In their decision Wednesday to boot the county and an estimated 700 animals from shelter, city officials said the county had dragged its feet in pursuing an agreement with them. They reiterated that Thursday.
"The council was pretty clear in their direction to us," said Steve Teglia, assistant to the city manager. "Enough time had passed. The county had not been taking it seriously."
But Supervisor Zack Scrivner said he believes the city's argument was just an excuse for the city to end plans to create a joint shelter plan with the county, terminate the deal that had the county sheltering city animals and choose a different group to work with.
"If you wanted to work with someone and you were waiting for a contract -- wouldn't you call them or email them and ask what was up?" Scrivner said.
Instead of communicating, he said, the city delivered the county a termination letter without warning.
"That to me is not the behavior of someone who wants to work with someone else," Scrivner said.
Scrivner said he and Supervisor Mike Maggard, in a July 31 meeting with City Manager Alan Tandy and Teglia, were able to iron out all of the conflicts the city and county had over a proposed agreement the city had drafted.

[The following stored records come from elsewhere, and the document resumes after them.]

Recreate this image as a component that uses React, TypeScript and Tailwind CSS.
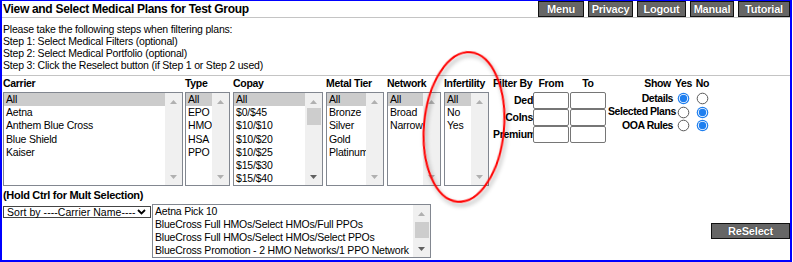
import React from "react";

function Tri({ up, color }: { up?: boolean; color: string }) {
  return (
    <svg width="7" height="4" viewBox="0 0 7 4" className="block">
      <polygon points={up ? "0,4 7,4 3.5,0" : "0,0 7,0 3.5,4"} fill={color} />
    </svg>
  );
}

function ScrollBar({ thumb, active }: { thumb?: string; active?: boolean }) {
  return (
    <div className="relative w-[17px] shrink-0 bg-[#f0f0f0] flex flex-col justify-between">
      <div className="h-[17px] flex items-center justify-center">
        <Tri up color="#b0b0b0" />
      </div>
      {thumb && <div className={`absolute left-[2px] right-[1px] bg-[#cdcdcd] ${thumb}`} />}
      <div className="h-[17px] flex items-center justify-center">
        <Tri color={active ? "#606060" : "#b0b0b0"} />
      </div>
    </div>
  );
}

function ListBox({
  items,
  size,
  thumb,
  active,
  hl = true,
  row = "h-[13.2px] leading-[13.2px]",
}: {
  items: string[];
  size: string;
  thumb?: string;
  active?: boolean;
  hl?: boolean;
  row?: string;
}) {
  return (
    <div className={`${size} border border-[#828790] bg-white flex`}>
      <div className="flex-1 min-w-0 overflow-hidden">
        {items.map((t, i) => (
          <div
            key={i}
            className={`${row} pl-[2px] whitespace-nowrap ${i === 0 && hl ? "bg-[#cccccc]" : ""}`}
          >
            {t}
          </div>
        ))}
      </div>
      <ScrollBar thumb={thumb} active={active} />
    </div>
  );
}

function Radio({ checked }: { checked?: boolean }) {
  return (
    <svg width="13" height="13" viewBox="0 0 13 13" className="block">
      {checked ? (
        <>
          <circle cx="6.5" cy="6.5" r="5.8" fill="#1f7fef" />
          <circle cx="6.5" cy="6.5" r="4.6" fill="#ffffff" />
          <circle cx="6.5" cy="6.5" r="3.7" fill="#1f7fef" />
        </>
      ) : (
        <circle cx="6.5" cy="6.5" r="5.3" fill="#ffffff" stroke="#5a5a5a" strokeWidth="1" />
      )}
    </svg>
  );
}

function TopBtn({ label, w }: { label: string; w: string }) {
  return (
    <div
      className={`${w} h-[16px] bg-[#666666] border border-[#111111] text-white font-bold text-[11px] leading-[14px] text-center [text-shadow:0_0_1px_#222]`}
    >
      {label}
    </div>
  );
}

const lbl = "font-bold text-[10.5px] tracking-[-0.3px]";

export default function App() {
  return (
    <div className="w-[793px] h-[262px] bg-white">
      <div className="relative w-[792px] h-[262px] border-[#0000ff] border-l-2 border-r-2 border-t border-b-2 bg-white overflow-hidden font-['Liberation_Sans',Arial,sans-serif] text-black text-[10.5px] tracking-[-0.2px]">
        {/* header */}
        <div className="flex h-[16px] pl-px">
          <div className="font-bold text-[12px] tracking-[-0.3px] leading-[16px]">
            View and Select Medical Plans for Test Group
          </div>
          <div className="ml-auto flex gap-[4px] tracking-[-0.2px]">
            <TopBtn label="Menu" w="w-[46px]" />
            <TopBtn label="Privacy" w="w-[45px]" />
            <TopBtn label="Logout" w="w-[49px]" />
            <TopBtn label="Manual" w="w-[44px]" />
            <TopBtn label="Tutorial" w="w-[52px]" />
          </div>
        </div>
        <div className="h-px bg-[#c4c4c4]" />

        {/* instructions */}
        <div className="mt-[5px] pl-px leading-[12px]">
          <div>Please take the following steps when filtering plans:</div>
          <div>Step 1: Select Medical Filters (optional)</div>
          <div>Step 2: Select Medical Portfolio (optional)</div>
          <div>Step 3: Click the Reselect button (if Step 1 or Step 2 used)</div>
        </div>
        <div className="mt-[4px] h-px bg-[#c4c4c4]" />

        {/* filter row */}
        <div className="flex pl-px">
          <div className="w-[182px]">
            <div className={`h-[16px] leading-[14px] ${lbl}`}>Carrier</div>
            <ListBox
              size="w-[180px] h-[94px]"
              items={["All", "Aetna", "Anthem Blue Cross", "Blue Shield", "Kaiser"]}
            />
          </div>
          <div className="w-[48px]">
            <div className={`h-[16px] leading-[14px] ${lbl}`}>Type</div>
            <ListBox size="w-[45px] h-[94px]" items={["All", "EPO", "HMO", "HSA", "PPO"]} />
          </div>
          <div className="w-[93px]">
            <div className={`h-[16px] leading-[14px] ${lbl}`}>Copay</div>
            <ListBox
              size="w-[90px] h-[94px]"
              items={["All", "$0/$45", "$10/$10", "$10/$20", "$10/$25", "$15/$30", "$15/$40"]}
              thumb="top-[15px] h-[17px]"
              active
            />
          </div>
          <div className="w-[61px]">
            <div className={`h-[16px] leading-[14px] ${lbl}`}>Metal Tier</div>
            <ListBox size="w-[58px] h-[94px]" items={["All", "Bronze", "Silver", "Gold", "Platinum"]} />
          </div>
          <div className="w-[57px]">
            <div className={`h-[16px] leading-[14px] ${lbl}`}>Network</div>
            <ListBox size="w-[54px] h-[94px]" items={["All", "Broad", "Narrow"]} />
          </div>
          <div className="w-[49px]">
            <div className={`h-[16px] leading-[14px] ${lbl}`}>Infertility</div>
            <ListBox size="w-[45px] h-[94px]" items={["All", "No", "Yes"]} />
          </div>

          {/* filter by */}
          <div className="w-[115px]">
            <div className={`h-[16px] leading-[14px] flex ${lbl}`}>
              <span className="w-[40px] whitespace-nowrap">Filter By</span>
              <span className="w-[36px] text-center">From</span>
              <span className="w-[36px] text-center ml-px">To</span>
            </div>
            {["Ded", "CoIns", "Premium"].map((l) => (
              <div key={l} className="flex items-center h-[17px]">
                <span className={`w-[40px] text-right whitespace-nowrap ${lbl}`}>{l}</span>
                <div className="w-[36px] h-[17px] border border-[#767676] rounded-[2px] bg-white" />
                <div className="ml-px w-[36px] h-[17px] border border-[#767676] rounded-[2px] bg-white" />
              </div>
            ))}
          </div>

          {/* show */}
          <div>
            <div className={`h-[16px] leading-[14px] flex ${lbl}`}>
              <span className="w-[66px] text-right pr-[3px]">Show</span>
              <span className="w-[19px] text-center">Yes</span>
              <span className="w-[19px] text-center">No</span>
            </div>
            {[
              ["Details", true],
              ["Selected Plans", false],
              ["OOA Rules", false],
            ].map(([l, yes]) => (
              <div key={l as string} className="flex items-center h-[13.5px]">
                <span className="w-[66px] text-right whitespace-nowrap font-bold text-[10.5px] tracking-[-0.45px] pr-px">
                  {l as string}
                </span>
                <span className="w-[19px] flex justify-center">
                  <Radio checked={yes as boolean} />
                </span>
                <span className="w-[19px] flex justify-center">
                  <Radio checked={!(yes as boolean)} />
                </span>
              </div>
            ))}
          </div>
        </div>

        {/* hold ctrl */}
        <div className={`mt-[3px] pl-px leading-[12px] ${lbl} text-[11px]`}>(Hold Ctrl for Mult Selection)</div>

        {/* bottom row */}
        <div className="flex items-start pl-px">
          <div className="mt-[5px] w-[148px] h-[12px] border border-[#444] bg-white flex items-center pl-[3px] leading-[10px] text-[10.5px] tracking-[0.05px]">
            <span className="whitespace-nowrap">Sort by ----Carrier Name----</span>
            <svg width="9" height="6" viewBox="0 0 9 6" className="ml-auto mr-[4px] shrink-0">
              <polyline points="1,1 4.5,4.5 8,1" fill="none" stroke="#000" strokeWidth="1.8" />
            </svg>
          </div>
          <div className="mt-[3px] ml-[1px]">
            <ListBox
              size="w-[279px] h-[54px]"
              hl={false}
              row="h-[13px] leading-[13px] pl-[2px]"
              items={[
                "Aetna Pick 10",
                "BlueCross Full HMOs/Select HMOs/Full PPOs",
                "BlueCross Full HMOs/Select HMOs/Select PPOs",
                "BlueCross Promotion - 2 HMO Networks/1 PPO Network",
              ]}
              thumb="top-[17px] h-[16px]"
              active
            />
          </div>
          <div className="ml-auto mt-[22px]">
            <TopBtn label="ReSelect" w="w-[79px]" />
          </div>
        </div>

        {/* red annotation ellipse */}
        <svg
          className="absolute left-[-2px] top-[-1px] pointer-events-none"
          width="792"
          height="262"
          viewBox="0 0 792 262"
        >
          <defs>
            <filter id="sh" x="-30%" y="-30%" width="160%" height="160%">
              <feDropShadow dx="2" dy="3" stdDeviation="2" floodColor="#000" floodOpacity="0.35" />
            </filter>
          </defs>
          <ellipse
            cx="464"
            cy="127"
            rx="40"
            ry="75"
            transform="rotate(5 464 127)"
            fill="none"
            stroke="#ff0000"
            strokeWidth="2"
            filter="url(#sh)"
          />
        </svg>
      </div>
    </div>
  );
}
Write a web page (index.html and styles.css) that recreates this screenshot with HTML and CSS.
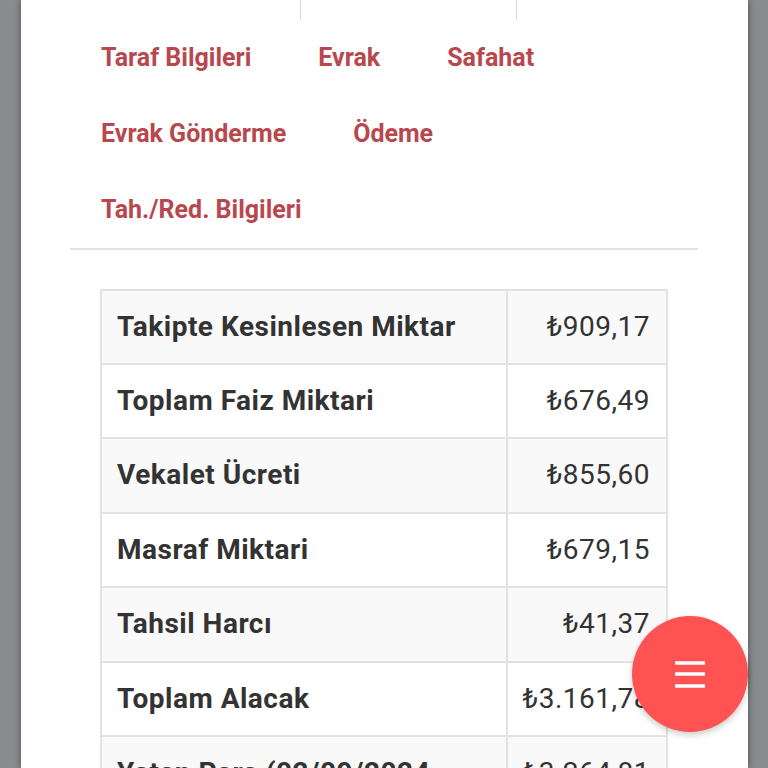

Afterward, the county dropped its pursuit of a "plan B" shelter location and focused on putting the verbal agreement developed in that meeting into written form.
"We weren't just sitting on it," he said.
Proof of that, Scrivner said, is that by Wednesday, within hours of the city's letter of termination, the county was able to finalize a draft agreement "to try and salvage" an animal control shelter deal. Normally, Scrivner said, attorneys spend weeks reviewing such a complex contract.
Teglia said the city will focus on developing a shelter program serving the city of Bakersfield.
Kern County Animal Control Director Jen Woodard said the county was "keeping every option open." Options include renovating an existing county facility, seeking land to build on or leasing a facility.